Certainly, the original new Deal for Tenants consultation offered the hope of extending the landlord registration system to include individual rent data, but the Government later went cold on this idea. Yet, recent discussions suggest that the issue might be being re-examined. What is the current position? We know that ONS plans to develop its new rent index which weights new and existing rents in a single index – down to broad rental market areas. Either option could help address the data gap. But both options would take time to roll out. Making progress from a standing start will take years not months. And even with this progress, there would continue to be real concerns about the large size of Scottish BRMAs.

There will need to be a transition from the current ‘temporary’ cap to the new national system. This will be a matter of judgement and awareness of market trends regarding rents. The end result is likely to be that in some areas current controls are disapplied and there is a return to market rents, whereas in other areas controls will become more comprehensive and, potentially, bind harder. This will need to be thought through and carefully implemented.

In capacity terms, there will need to be extensive market analysis training for councils (presumably within housing strategy teams and or private sector teams) as well as clarity over compliance and enforcement.

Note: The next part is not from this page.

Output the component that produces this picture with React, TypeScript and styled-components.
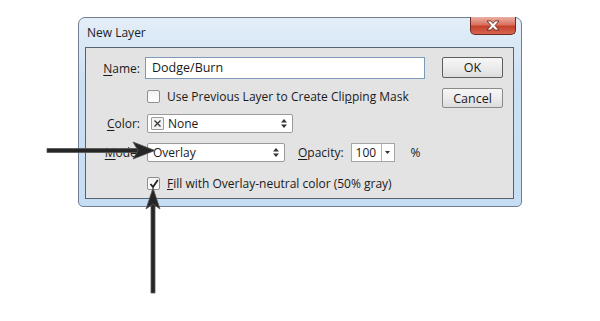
import styled, { createGlobalStyle } from 'styled-components';

const GlobalStyle = createGlobalStyle`
	html, body {
		margin: 0;
		padding: 0;
		background: #ffffff;
	}
	body {
		font-family: 'Open Sans', 'Liberation Sans', sans-serif;
	}
`;

const Stage = styled.div`
	position: relative;
	width: 600px;
	height: 321px;
	box-sizing: border-box;
	padding: 17px 0 0 78px;
	overflow: hidden;
`;

const Window = styled.div`
	width: 444px;
	height: 190px;
	box-sizing: border-box;
	border: 1px solid #6f7f8f;
	border-radius: 7px 7px 5px 5px;
	background: linear-gradient(180deg, #e4eef8 0%, #cbe0f3 35%, #c6def3 100%);
	display: flex;
	flex-direction: column;
`;

const TitleBar = styled.div`
	height: 29px;
	display: flex;
	justify-content: space-between;
	align-items: flex-start;
	padding-left: 8px;
	color: #1b1b1b;
	font-size: 12px;
	h1 {
		font-size: 12px;
		font-weight: normal;
		margin: 0;
		line-height: 29px;
	}
`;

const CloseButton = styled.div`
	width: 46px;
	height: 18px;
	margin: -1px 5px 0 0;
	box-sizing: border-box;
	border: 1px solid #6b2a22;
	border-top: none;
	border-radius: 0 0 5px 5px;
	background: linear-gradient(180deg, #eab0a4 0%, #d9725f 45%, #c4412c 55%, #d8654e 100%);
	display: flex;
	justify-content: center;
	align-items: center;
`;

const Panel = styled.div`
	flex: 1;
	margin: 0 7px 7px 6px;
	border: 1px solid #56626e;
	background: #e3e3e3;
	display: flex;
	padding-top: 9px;
	font-family: 'Open Sans', 'Liberation Sans', sans-serif;
	font-size: 12px;
	color: #1a1a1a;
`;

const Form = styled.div`
	flex: 1;
	display: flex;
	flex-direction: column;
`;

const Row = styled.div<{ $h: number; $mt?: number }>`
	height: ${(p) => p.$h}px;
	margin-top: ${(p) => p.$mt || 0}px;
	display: grid;
	grid-template-columns: 54px 1fr;
	column-gap: 7px;
	align-items: center;
`;

const Label = styled.label`
	text-align: right;
	white-space: nowrap;
	u {
		text-decoration-thickness: 1px;
		text-underline-offset: 2px;
	}
`;

const Controls = styled.div`
	display: flex;
	align-items: center;
	height: 100%;
`;

const TextInput = styled.div`
	width: 280px;
	height: 22px;
	margin-left: -2px;
	box-sizing: border-box;
	border: 1px solid #7d9ab8;
	background: #ffffff;
	padding-left: 6px;
	line-height: 20px;
	font-size: 12.5px;
`;

const Check = styled.div`
	width: 13px;
	height: 13px;
	box-sizing: border-box;
	border: 1px solid #8e8f8f;
	border-radius: 2px;
	background: linear-gradient(180deg, #f2f2f2, #ffffff);
	display: flex;
	justify-content: center;
	align-items: center;
	margin-right: 7px;
`;

const Select = styled.div<{ $w: number }>`
	width: ${(p) => p.$w}px;
	height: 100%;
	box-sizing: border-box;
	border: 1px solid #9a9a9a;
	border-radius: 2px;
	background: #ffffff;
	display: flex;
	align-items: center;
	padding: 0 5px 0 5px;
	span {
		flex: 1;
	}
`;

const Swatch = styled.div`
	width: 13px;
	height: 13px;
	box-sizing: border-box;
	border: 1px solid #9c9c9c;
	border-radius: 1px;
	background: #f4f4f4;
	display: flex;
	justify-content: center;
	align-items: center;
	margin: 0 4px 0 -2px;
`;

const OpacityLabel = styled.span`
	margin: 0 7px 0 13px;
	u {
		text-underline-offset: 2px;
	}
`;

const Combo = styled.div`
	width: 44px;
	height: 100%;
	box-sizing: border-box;
	border: 1px solid #a5a5a5;
	background: #ffffff;
	display: flex;
	span {
		flex: 1;
		padding-left: 4px;
		line-height: 17px;
	}
	div {
		width: 12px;
		border-left: 1px solid #b5b5b5;
		display: flex;
		justify-content: center;
		align-items: center;
	}
`;

const Percent = styled.span`
	margin-left: 16px;
`;

const Buttons = styled.div`
	width: 61px;
	margin-right: 10px;
	display: flex;
	flex-direction: column;
	gap: 10px;
`;

const Button = styled.div<{ $default?: boolean }>`
	height: ${(p) => (p.$default ? 21 : 20)}px;
	box-sizing: border-box;
	border: 1px solid ${(p) => (p.$default ? '#5e5e5e' : '#8a8a8a')};
	border-radius: 2px;
	background: linear-gradient(180deg, #f6f6f6 0%, #ececec 50%, #dcdcdc 100%);
	display: flex;
	justify-content: center;
	align-items: center;
	font-size: 12.5px;
`;

const Arrows = styled.svg`
	position: absolute;
	left: 0;
	top: 0;
	pointer-events: none;
`;

const Updown = () => (
	<svg width='6' height='9' viewBox='0 0 6 9'>
		<path d='M3 0 L6 3.5 H0 Z M3 9 L6 5.5 H0 Z' fill='#333' />
	</svg>
);

export default function App() {
	return (
		<>
			<GlobalStyle />
			<Stage>
				<Window>
					<TitleBar>
						<h1>New Layer</h1>
						<CloseButton>
							<svg width='14' height='11' viewBox='0 0 14 11'>
								<path
									d='M1 1 H5 L7 3.5 L9 1 H13 L9 5.5 L13 10 H9 L7 7.5 L5 10 H1 L5 5.5 Z'
									fill='#ffffff'
									stroke='#5a1d14'
									strokeWidth='0.8'
								/>
							</svg>
						</CloseButton>
					</TitleBar>
					<Panel>
						<Form>
							<Row $h={22}>
								<Label>
									<u>N</u>ame:
								</Label>
								<TextInput>Dodge/Burn</TextInput>
							</Row>
							<Row $h={15} $mt={9}>
								<span />
								<Controls>
									<Check />
									<span>
										Use Previous Layer to Create Cli<u>p</u>ping Mask
									</span>
								</Controls>
							</Row>
							<Row $h={18} $mt={11}>
								<Label>
									<u>C</u>olor:
								</Label>
								<Controls>
									<Select $w={146}>
										<Swatch>
											<svg width='7' height='7' viewBox='0 0 7 7'>
												<path d='M0.5 0.5 L6.5 6.5 M6.5 0.5 L0.5 6.5' stroke='#333' strokeWidth='1.3' />
											</svg>
										</Swatch>
										<span>None</span>
										<Updown />
									</Select>
								</Controls>
							</Row>
							<Row $h={19} $mt={11}>
								<Label>
									<u>M</u>ode:
								</Label>
								<Controls>
									<Select $w={138}>
										<span>Overlay</span>
										<Updown />
									</Select>
									<OpacityLabel>
										<u>O</u>pacity:
									</OpacityLabel>
									<Combo>
										<span>100</span>
										<div>
											<svg width='5' height='3' viewBox='0 0 5 3'>
												<path d='M0 0 H5 L2.5 3 Z' fill='#333' />
											</svg>
										</div>
									</Combo>
									<Percent>%</Percent>
								</Controls>
							</Row>
							<Row $h={14} $mt={13}>
								<span />
								<Controls>
									<Check>
										<svg width='10' height='10' viewBox='0 0 10 10'>
											<path d='M1.5 5 L4 8 L8.8 1' fill='none' stroke='#222' strokeWidth='1.8' />
										</svg>
									</Check>
									<span>
										<u>F</u>ill with Overlay-neutral color (50% gray)
									</span>
								</Controls>
							</Row>
						</Form>
						<Buttons>
							<Button $default>OK</Button>
							<Button>Cancel</Button>
						</Buttons>
					</Panel>
				</Window>
				<Arrows width='600' height='321' viewBox='0 0 600 321'>
					<g fill='#262626' stroke='#555' strokeWidth='0.8'>
						<path d='M47 148.5 H138 V152.5 H47 Z' />
						<path d='M155 150.5 L133 142 L138 150.5 L133 159 Z' />
						<path d='M151 203 H155 V293 H151 Z' />
						<path d='M153 188 L146 209 L153 204 L160 209 Z' />
					</g>
				</Arrows>
			</Stage>
		</>
	);
}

The Scottish Government made a bold move in 2021 in signalling its intention to move to a national system of rent control. We are now beginning to see the shape of policy emerging from an extended period of policy deliberation. This gives sector stakeholders a clear indication of the future trajectory. But as we have indicated above, a range of critical outstanding issues remain. One thing that is clear from the research literature on rent control is that these matters of detail and mechanism design can fundamentally affect the ultimate impact of the policy not only on tenants and rental affordability but on the size and shape of the sector.